**WHAT THIS TASK INVOLVES:**
Extract everything from the first line through the line with "</report-panel>", both ends included, except for any pictures.

* * *

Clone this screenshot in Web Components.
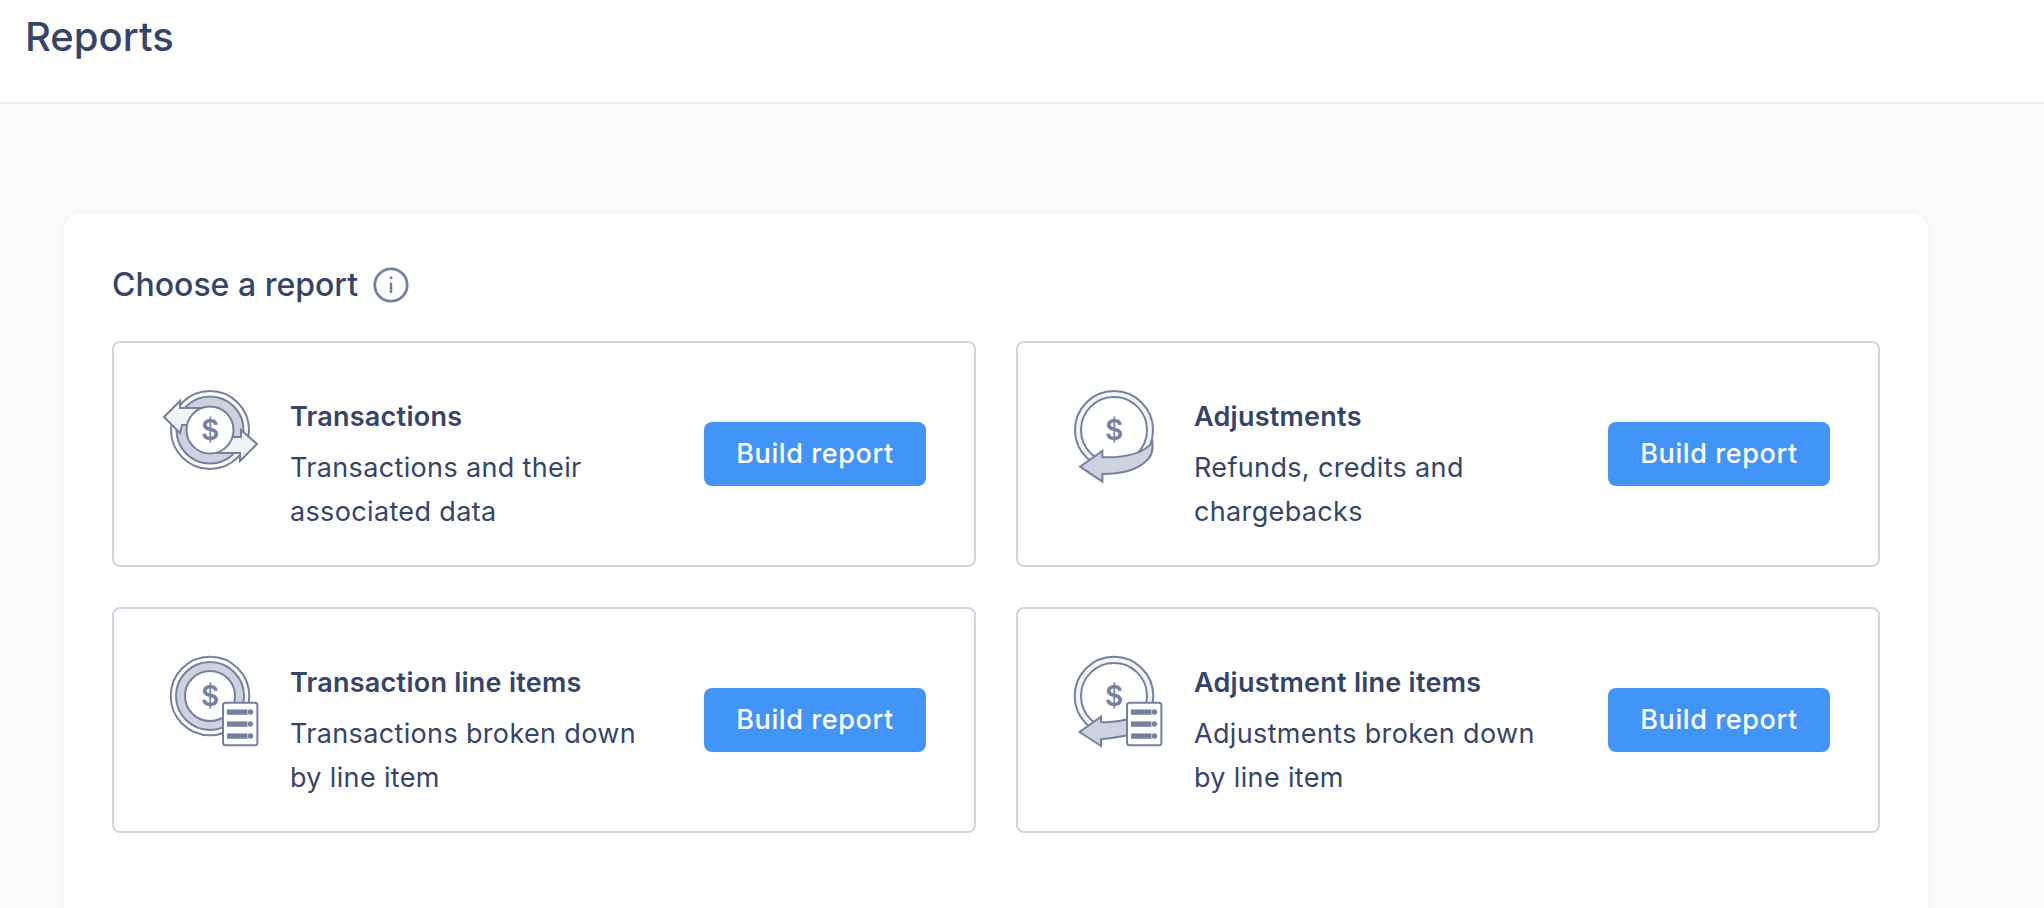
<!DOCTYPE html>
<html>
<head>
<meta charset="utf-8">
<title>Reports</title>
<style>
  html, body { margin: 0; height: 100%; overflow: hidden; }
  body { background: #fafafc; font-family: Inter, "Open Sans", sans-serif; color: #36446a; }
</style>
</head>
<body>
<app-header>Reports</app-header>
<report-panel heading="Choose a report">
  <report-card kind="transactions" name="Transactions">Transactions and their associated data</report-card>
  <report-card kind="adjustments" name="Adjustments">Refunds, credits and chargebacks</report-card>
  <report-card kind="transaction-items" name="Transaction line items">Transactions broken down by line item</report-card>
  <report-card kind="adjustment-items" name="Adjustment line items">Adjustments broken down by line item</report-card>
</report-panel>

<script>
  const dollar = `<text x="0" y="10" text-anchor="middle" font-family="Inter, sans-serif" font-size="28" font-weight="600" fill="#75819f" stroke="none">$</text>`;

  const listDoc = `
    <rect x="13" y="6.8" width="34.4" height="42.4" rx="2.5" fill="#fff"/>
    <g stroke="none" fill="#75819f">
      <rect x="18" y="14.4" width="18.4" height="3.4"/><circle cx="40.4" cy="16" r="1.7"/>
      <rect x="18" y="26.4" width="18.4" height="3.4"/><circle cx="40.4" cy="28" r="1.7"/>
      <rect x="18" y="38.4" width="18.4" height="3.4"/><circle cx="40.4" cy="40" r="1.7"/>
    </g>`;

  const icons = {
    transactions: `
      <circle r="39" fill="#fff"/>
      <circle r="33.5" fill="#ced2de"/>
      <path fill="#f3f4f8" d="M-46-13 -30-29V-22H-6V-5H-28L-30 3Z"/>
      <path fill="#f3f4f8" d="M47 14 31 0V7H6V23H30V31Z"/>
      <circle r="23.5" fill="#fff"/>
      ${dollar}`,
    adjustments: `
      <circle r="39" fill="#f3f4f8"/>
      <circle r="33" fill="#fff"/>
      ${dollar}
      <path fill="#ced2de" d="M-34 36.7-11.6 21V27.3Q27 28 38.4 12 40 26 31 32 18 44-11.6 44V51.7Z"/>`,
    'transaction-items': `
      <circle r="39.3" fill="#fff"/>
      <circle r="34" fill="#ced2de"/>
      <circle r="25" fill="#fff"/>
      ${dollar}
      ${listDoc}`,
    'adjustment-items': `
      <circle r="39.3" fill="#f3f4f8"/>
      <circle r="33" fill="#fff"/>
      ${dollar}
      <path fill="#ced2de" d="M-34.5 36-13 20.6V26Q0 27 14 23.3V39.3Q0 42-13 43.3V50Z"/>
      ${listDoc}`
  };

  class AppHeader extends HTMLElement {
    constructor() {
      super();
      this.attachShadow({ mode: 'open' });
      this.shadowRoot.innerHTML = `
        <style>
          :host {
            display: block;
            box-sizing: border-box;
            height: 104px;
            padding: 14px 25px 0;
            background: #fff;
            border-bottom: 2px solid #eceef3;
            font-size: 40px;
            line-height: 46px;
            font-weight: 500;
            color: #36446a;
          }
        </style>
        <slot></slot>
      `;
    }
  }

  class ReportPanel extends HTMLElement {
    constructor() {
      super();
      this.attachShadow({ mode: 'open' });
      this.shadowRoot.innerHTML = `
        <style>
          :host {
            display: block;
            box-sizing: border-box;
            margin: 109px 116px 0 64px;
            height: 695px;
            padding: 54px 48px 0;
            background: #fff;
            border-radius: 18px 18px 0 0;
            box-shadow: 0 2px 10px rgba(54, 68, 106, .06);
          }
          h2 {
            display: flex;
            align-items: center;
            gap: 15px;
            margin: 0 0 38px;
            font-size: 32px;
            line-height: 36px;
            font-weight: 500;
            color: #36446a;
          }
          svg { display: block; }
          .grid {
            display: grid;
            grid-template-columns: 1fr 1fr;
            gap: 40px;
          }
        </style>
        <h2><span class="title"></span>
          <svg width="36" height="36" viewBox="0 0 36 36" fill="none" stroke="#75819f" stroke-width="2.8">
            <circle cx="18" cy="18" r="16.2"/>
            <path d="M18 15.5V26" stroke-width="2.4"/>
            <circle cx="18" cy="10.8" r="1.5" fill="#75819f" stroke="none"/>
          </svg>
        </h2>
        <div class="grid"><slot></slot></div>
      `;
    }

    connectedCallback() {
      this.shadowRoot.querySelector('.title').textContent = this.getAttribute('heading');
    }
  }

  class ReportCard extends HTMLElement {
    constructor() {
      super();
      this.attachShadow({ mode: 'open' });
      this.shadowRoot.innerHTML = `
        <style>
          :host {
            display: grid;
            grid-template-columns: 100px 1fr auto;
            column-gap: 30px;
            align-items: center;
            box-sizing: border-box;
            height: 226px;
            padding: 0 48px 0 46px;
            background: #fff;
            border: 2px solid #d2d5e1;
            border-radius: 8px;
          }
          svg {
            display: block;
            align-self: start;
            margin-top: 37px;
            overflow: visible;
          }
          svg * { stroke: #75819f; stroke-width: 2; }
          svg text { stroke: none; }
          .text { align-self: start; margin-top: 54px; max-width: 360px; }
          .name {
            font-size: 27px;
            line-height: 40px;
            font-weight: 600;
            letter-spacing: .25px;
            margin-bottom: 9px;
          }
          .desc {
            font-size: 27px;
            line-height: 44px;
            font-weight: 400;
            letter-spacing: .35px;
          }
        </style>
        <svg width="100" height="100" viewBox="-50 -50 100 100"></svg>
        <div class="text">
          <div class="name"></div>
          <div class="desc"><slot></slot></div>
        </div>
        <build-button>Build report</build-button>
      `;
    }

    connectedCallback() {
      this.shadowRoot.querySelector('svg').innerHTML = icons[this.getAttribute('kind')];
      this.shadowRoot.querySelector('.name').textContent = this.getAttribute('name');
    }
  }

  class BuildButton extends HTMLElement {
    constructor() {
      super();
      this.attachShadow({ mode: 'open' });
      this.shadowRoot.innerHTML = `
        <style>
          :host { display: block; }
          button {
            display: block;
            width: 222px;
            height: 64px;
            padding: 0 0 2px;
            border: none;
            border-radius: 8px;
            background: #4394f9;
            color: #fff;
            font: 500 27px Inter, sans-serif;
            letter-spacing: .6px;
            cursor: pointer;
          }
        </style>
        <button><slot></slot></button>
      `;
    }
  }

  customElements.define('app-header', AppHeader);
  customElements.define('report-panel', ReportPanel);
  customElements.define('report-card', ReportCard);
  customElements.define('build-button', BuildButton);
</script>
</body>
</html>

* * *

**FINISHED EXERCISE:**
Clone this screenshot in Web Components.
<!DOCTYPE html>
<html>
<head>
<meta charset="utf-8">
<title>Reports</title>
<style>
  html, body { margin: 0; height: 100%; overflow: hidden; }
  body { background: #fafafc; font-family: Inter, "Open Sans", sans-serif; color: #36446a; }
</style>
</head>
<body>
<app-header>Reports</app-header>
<report-panel heading="Choose a report">
  <report-card kind="transactions" name="Transactions">Transactions and their associated data</report-card>
  <report-card kind="adjustments" name="Adjustments">Refunds, credits and chargebacks</report-card>
  <report-card kind="transaction-items" name="Transaction line items">Transactions broken down by line item</report-card>
  <report-card kind="adjustment-items" name="Adjustment line items">Adjustments broken down by line item</report-card>
</report-panel>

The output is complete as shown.